The treaty will address the life cycle of plastics, from production and use to recycling, Ivanova says. The goal is to create alternative products, much as the successful Montreal Protocol resulted in the creation of refrigerants and sprays that are less harmful to the environment in order to protect the ozone layer.

The fact the proposed treaty is legally binding creates a level playing field for companies and corporations, who will all face the same restrictions and demands for innovative products, Ivanova says.

She says she sees a role for scientists and students at Northeastern University in developing alternative products that have similar performance but fewer long-lasting chemicals than today’s plastic products.

“They don’t degrade for a thousand years. They just never go away. Micro plastics have been found in human blood, human placenta. We don’t know what that does to human health, to our well being and even our survival,” she says.

“We here at Northeastern excel in science. Let’s think of different production methods.”
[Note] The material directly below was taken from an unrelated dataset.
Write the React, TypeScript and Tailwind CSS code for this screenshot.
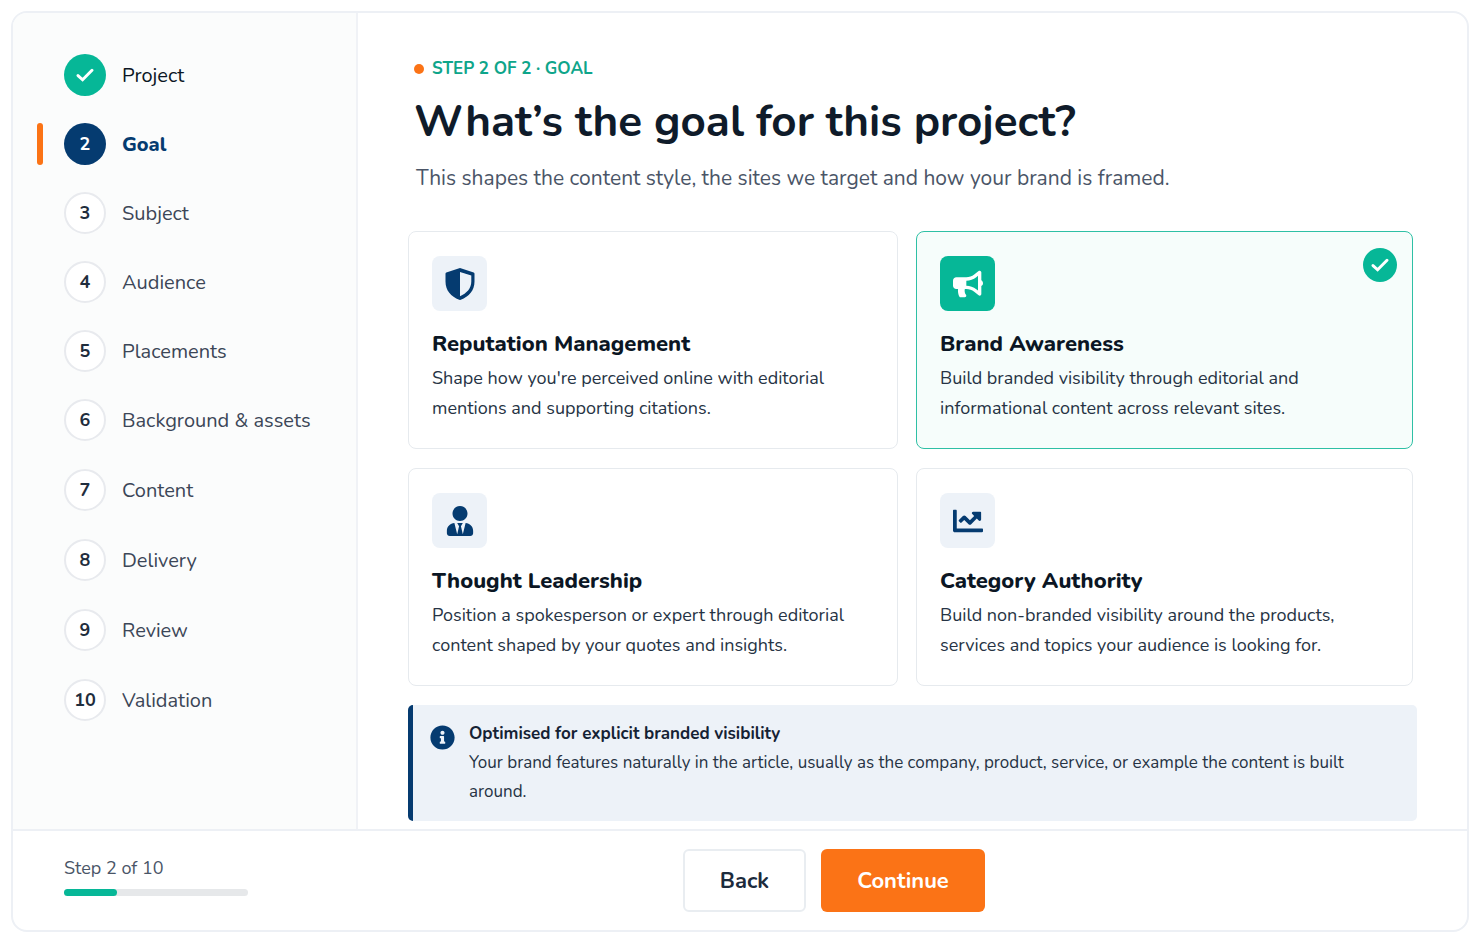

Ivanova said she also wants Northeastern to be seen as a place where people go for enhanced public policy discussions, particularly discussions concerning scientific and environmental issues.

The author of a recent book, “The Untold Story of the World’s Leading Environmental Institution: UNEP at Fifty,” Ivanova says she is excited to take on a public policy leadership role at Northeastern’s College of Social Sciences and Humanities.

The recipient of a $500,000 Carnegie Corporation grant to reimagine environmental multilateralism to advance small states diplomacy, Ivanova said she anticipates working with Northeastern students, staff and researchers to explore how multilateral approaches can tackle big global problems and create new paradigms.

“What I bring to Northeastern is that global connection,” Ivanova says. 

“We can produce new products but we can also shift policy and societal attitudes. What drives this institution is real world impact.”

The involvement of Rwanda and Peru in the plastic crisis treaty process and of the Marshall Islands in the run up to the Paris Agreement on climate change shows small states can play an outsize role in protecting the environment, Ivanova says.

“We all assume, ‘Let the big guys deal with it,’” she says. But “small states punch above their weight. They have moral authority.”